Это было словно электрический разряд. Все присутствовавшие вскочили на ноги. Неруда произнес короткую речь. Как будто извиняясь, он сказал:

«Дорогие друзья, я прибыл на конгресс с некоторым опозданием. Виною тому препятствия, которые мне пришлось преодолеть на пути сюда. Я передаю вам всем привет от народов далеких стран. Политический гнет, существующий в моей стране, научил меня ценить человеческую солидарность, которая превыше всех преград, плодоноснее всех долин».
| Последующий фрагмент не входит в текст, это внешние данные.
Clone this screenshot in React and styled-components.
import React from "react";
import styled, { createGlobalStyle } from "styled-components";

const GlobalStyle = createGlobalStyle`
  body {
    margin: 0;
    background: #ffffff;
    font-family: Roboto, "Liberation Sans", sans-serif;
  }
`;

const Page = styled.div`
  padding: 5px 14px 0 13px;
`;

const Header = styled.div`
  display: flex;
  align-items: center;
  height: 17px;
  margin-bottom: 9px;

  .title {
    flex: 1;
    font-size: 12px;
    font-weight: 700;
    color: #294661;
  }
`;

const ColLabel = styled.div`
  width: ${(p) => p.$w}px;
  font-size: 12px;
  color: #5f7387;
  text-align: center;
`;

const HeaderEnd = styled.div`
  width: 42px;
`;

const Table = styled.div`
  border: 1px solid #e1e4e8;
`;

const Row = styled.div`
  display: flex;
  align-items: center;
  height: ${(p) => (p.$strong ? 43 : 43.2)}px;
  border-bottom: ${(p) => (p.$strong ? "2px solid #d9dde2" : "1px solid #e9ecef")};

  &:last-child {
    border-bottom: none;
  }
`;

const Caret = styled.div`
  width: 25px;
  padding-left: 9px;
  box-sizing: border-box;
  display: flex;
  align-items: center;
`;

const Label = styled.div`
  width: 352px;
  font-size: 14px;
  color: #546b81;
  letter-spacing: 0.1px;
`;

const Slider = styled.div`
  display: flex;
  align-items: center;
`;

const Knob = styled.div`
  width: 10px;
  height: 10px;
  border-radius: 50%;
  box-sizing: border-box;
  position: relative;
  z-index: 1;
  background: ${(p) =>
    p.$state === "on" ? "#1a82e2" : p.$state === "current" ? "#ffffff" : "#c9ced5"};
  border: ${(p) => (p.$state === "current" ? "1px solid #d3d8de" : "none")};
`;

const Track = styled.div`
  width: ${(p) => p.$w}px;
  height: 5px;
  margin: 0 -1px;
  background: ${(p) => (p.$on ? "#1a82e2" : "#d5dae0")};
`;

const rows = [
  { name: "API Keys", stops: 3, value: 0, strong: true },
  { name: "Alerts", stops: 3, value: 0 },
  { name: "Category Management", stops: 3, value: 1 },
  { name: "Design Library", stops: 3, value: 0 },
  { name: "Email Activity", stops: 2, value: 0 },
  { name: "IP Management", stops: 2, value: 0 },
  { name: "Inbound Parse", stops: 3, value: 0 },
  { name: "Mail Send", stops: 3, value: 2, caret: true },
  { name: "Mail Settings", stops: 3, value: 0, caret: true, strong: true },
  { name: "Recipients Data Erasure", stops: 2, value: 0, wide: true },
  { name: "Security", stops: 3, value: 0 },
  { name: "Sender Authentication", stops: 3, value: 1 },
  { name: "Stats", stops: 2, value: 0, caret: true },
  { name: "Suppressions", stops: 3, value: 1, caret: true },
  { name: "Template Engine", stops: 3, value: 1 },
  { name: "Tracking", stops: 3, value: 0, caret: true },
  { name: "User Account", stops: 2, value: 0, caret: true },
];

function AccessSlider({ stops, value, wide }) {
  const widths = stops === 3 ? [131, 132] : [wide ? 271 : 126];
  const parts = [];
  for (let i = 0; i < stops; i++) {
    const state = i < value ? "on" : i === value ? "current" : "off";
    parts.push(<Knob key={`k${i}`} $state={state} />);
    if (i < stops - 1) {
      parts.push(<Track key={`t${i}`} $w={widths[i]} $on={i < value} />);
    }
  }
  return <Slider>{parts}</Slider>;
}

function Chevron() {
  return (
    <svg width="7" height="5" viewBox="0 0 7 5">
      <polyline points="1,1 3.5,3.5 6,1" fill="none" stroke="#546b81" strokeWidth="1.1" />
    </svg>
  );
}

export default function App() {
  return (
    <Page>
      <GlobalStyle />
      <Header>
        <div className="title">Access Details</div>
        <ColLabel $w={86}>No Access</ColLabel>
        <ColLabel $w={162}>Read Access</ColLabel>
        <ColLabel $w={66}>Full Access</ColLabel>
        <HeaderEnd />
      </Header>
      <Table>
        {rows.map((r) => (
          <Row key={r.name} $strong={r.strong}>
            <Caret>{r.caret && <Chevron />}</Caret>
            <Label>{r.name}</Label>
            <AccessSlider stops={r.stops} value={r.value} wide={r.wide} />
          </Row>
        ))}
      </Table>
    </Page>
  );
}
И он прочитал «Песнь Боливару» по чилийскому изданию «Всеобщей песни»{124}.

Первый экземпляр этого издания он получил утром того же дня и успел подарить его Пикассо, но перед выступлением попросил художника временно вернуть книгу.

Когда же заседание окончилось, Неруда, в точности по поговорке: «Кто дает и отбирает, тот потом не возвращает», — забрал книжку себе, объяснив, что у него это единственный экземпляр.
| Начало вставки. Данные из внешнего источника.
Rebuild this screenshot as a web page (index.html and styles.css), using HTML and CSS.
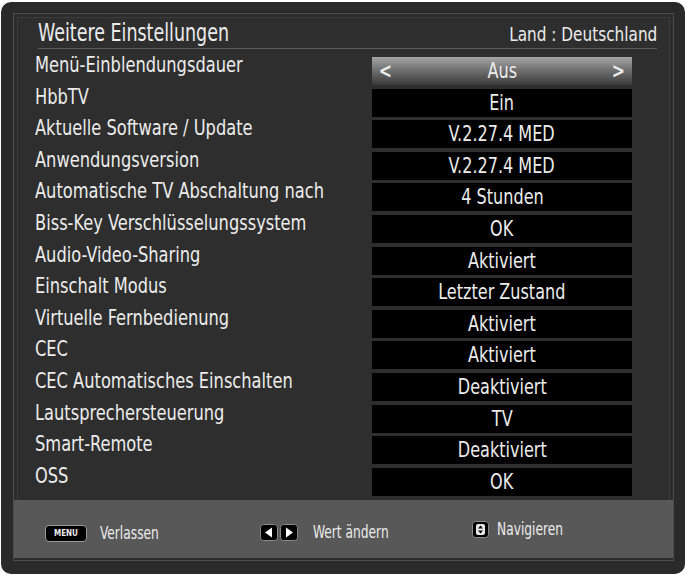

Не обошлось и без газетных «уток». На следующий день все газеты Сантьяго опубликовали каблограмму из Парижа, в первом абзаце которой говорилось буквально следующее: «Совершенно неожиданно для всех сегодня здесь появился преследуемый чилийскими властями поэт-коммунист Пабло Неруда. Он присутствовал на утреннем заседании Всемирного конгресса сторонников мира, который проходит в Париже, и обратился к собравшимся с речью. Обстоятельства, при которых поэту удалось покинуть свою страну и совершить эту Поездку, окутаны глубочайшей тайной».
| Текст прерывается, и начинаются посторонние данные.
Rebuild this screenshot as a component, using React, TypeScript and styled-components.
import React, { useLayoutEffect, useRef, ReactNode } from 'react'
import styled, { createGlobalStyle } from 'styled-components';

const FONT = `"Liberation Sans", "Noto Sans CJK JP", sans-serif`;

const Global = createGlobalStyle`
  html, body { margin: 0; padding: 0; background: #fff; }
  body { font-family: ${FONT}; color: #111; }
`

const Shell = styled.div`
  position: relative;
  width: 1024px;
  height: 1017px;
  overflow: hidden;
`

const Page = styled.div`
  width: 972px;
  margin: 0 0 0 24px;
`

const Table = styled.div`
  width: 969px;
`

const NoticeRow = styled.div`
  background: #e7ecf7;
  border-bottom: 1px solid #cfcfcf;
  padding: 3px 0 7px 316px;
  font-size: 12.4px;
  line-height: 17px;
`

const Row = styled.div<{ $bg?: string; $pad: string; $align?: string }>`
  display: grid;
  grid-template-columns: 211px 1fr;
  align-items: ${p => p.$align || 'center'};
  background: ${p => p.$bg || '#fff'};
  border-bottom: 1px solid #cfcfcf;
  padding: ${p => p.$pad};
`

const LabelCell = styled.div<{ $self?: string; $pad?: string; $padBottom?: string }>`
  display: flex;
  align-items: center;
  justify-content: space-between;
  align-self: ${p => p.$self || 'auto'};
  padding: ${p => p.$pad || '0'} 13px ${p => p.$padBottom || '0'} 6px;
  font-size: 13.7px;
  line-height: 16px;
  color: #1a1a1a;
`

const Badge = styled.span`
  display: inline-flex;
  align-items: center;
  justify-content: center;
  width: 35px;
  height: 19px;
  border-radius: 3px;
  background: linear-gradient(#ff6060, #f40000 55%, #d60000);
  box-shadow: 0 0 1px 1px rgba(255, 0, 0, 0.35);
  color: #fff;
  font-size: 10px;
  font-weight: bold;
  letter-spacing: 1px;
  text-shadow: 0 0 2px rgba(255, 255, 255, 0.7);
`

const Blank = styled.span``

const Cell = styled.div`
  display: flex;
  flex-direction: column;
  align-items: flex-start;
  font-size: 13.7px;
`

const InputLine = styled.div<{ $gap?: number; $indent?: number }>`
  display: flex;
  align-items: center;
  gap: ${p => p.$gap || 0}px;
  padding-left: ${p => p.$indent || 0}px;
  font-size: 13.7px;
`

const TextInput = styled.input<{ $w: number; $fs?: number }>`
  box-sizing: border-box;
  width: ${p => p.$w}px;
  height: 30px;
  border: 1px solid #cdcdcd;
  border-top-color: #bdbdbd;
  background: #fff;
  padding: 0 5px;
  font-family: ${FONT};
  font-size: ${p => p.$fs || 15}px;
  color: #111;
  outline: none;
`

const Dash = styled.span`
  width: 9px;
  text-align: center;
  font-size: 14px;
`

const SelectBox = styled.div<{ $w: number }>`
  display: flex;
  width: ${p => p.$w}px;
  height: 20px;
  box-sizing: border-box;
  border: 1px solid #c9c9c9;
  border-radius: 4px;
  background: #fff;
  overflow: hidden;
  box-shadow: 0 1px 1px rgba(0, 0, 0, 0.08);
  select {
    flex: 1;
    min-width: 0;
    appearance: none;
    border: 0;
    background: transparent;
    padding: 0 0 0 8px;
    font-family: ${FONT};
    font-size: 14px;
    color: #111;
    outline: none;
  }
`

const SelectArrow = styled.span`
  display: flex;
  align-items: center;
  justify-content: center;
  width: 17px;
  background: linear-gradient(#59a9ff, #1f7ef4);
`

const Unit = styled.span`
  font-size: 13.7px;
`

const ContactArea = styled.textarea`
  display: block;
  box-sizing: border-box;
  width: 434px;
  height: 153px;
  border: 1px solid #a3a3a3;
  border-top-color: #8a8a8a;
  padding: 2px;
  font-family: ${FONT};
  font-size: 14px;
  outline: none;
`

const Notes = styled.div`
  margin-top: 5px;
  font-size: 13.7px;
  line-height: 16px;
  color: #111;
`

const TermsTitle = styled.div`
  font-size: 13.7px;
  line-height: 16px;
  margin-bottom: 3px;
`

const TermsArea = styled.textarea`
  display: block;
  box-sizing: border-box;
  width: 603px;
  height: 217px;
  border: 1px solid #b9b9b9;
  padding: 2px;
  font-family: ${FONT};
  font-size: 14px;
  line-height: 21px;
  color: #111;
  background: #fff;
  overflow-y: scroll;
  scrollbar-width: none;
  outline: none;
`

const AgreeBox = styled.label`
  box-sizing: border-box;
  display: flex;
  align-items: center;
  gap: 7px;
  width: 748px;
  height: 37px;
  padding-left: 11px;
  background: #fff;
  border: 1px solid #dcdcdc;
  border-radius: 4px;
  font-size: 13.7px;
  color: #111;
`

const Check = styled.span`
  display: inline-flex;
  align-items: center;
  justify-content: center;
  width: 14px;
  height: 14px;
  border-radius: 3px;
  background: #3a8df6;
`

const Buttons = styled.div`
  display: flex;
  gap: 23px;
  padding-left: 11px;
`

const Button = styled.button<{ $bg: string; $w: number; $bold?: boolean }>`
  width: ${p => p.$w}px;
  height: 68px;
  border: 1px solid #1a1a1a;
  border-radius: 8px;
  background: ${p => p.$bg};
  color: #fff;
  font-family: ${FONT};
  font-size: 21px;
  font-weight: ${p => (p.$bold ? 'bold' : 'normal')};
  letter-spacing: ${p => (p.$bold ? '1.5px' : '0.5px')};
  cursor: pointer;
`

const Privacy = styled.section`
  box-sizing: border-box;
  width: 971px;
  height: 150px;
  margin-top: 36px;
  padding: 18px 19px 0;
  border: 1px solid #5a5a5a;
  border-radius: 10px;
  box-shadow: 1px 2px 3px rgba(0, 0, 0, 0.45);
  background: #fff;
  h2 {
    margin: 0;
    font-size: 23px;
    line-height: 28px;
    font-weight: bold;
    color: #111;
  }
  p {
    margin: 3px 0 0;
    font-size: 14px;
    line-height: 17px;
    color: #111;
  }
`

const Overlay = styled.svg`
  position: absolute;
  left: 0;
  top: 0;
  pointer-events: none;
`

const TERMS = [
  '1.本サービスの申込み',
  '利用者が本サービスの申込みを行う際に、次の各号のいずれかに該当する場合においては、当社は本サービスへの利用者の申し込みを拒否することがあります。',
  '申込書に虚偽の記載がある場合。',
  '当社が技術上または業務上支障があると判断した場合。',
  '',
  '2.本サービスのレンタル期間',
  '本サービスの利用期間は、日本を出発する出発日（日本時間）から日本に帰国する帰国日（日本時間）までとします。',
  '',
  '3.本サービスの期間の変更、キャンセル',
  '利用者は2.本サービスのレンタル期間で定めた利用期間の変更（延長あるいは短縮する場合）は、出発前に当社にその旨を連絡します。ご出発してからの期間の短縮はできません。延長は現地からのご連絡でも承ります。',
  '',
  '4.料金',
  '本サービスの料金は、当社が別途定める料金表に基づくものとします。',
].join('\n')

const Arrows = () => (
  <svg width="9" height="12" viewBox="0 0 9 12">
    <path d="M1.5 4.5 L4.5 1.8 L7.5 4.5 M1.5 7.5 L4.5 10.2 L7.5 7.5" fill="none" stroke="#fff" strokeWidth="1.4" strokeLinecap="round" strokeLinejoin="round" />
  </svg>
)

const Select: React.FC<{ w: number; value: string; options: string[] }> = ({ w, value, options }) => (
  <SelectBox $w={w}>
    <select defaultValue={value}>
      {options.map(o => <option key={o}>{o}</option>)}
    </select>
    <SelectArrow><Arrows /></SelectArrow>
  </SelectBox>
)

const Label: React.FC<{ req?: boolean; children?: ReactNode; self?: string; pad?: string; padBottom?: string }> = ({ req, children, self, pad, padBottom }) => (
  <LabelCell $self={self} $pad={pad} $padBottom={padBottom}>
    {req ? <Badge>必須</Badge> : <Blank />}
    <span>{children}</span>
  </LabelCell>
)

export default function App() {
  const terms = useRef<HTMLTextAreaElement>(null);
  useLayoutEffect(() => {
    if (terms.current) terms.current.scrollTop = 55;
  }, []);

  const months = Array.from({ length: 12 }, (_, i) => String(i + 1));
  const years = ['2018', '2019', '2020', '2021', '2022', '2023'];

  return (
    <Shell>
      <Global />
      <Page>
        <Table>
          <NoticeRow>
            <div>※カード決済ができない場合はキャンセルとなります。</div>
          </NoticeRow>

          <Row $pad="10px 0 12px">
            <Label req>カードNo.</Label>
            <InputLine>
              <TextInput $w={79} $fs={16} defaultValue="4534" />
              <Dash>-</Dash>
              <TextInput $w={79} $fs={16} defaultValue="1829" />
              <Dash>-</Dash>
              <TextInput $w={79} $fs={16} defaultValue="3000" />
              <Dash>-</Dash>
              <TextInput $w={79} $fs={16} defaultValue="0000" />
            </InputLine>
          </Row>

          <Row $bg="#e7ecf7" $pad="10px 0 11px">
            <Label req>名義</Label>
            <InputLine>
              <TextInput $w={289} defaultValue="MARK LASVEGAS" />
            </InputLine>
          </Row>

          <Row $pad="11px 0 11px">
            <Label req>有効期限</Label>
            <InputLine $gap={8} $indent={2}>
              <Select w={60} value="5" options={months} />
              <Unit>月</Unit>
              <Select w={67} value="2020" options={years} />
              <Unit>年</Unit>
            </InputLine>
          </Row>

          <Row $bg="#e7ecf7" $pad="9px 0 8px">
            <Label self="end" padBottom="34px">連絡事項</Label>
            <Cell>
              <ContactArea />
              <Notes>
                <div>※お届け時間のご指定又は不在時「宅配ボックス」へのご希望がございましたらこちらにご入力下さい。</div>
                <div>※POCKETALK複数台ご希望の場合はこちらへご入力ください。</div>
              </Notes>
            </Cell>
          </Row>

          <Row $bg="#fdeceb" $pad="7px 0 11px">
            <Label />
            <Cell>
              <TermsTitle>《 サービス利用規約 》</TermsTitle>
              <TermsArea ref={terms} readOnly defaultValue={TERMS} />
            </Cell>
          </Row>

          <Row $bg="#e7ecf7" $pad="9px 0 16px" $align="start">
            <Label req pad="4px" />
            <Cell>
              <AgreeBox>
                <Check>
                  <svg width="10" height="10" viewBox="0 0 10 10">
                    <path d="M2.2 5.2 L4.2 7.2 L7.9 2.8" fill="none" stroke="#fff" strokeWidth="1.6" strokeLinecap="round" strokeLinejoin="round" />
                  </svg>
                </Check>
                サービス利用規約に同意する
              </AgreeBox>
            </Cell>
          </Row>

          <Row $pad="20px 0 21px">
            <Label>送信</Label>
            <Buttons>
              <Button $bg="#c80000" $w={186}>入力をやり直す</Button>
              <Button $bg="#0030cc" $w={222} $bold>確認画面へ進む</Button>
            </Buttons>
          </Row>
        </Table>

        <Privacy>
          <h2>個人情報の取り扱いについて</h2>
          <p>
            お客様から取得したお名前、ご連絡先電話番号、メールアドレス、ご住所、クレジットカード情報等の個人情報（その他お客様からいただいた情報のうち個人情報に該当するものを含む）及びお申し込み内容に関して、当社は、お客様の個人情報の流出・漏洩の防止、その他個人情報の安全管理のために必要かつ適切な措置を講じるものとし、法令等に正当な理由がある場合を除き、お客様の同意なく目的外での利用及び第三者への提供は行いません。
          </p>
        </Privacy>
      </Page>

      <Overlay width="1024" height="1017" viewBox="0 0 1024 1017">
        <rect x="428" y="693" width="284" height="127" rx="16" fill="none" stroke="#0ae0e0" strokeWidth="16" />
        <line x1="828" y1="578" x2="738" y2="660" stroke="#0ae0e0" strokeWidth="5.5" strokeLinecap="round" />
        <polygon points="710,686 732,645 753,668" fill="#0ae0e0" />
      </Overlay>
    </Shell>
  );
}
Между тем за день до публичного появления Неруды в Париже шеф разведки и политической полиции Чили Луис Брум Д’Авоглио сделал в Сантьяго заявление для прессы, в котором утверждал, что Неруда вот-вот будет схвачен его агентами.

В Париже Неруду посетил репортер Франс Пресс и сообщил ему, что правительство Гонсалеса Виделы, узнав о его пребывании во Франции, широковещательно заявило, будто субъект, выдающий себя за Пабло Неруду, — подставное лицо. И журналист решил поглядеть на «двойника» Неруды.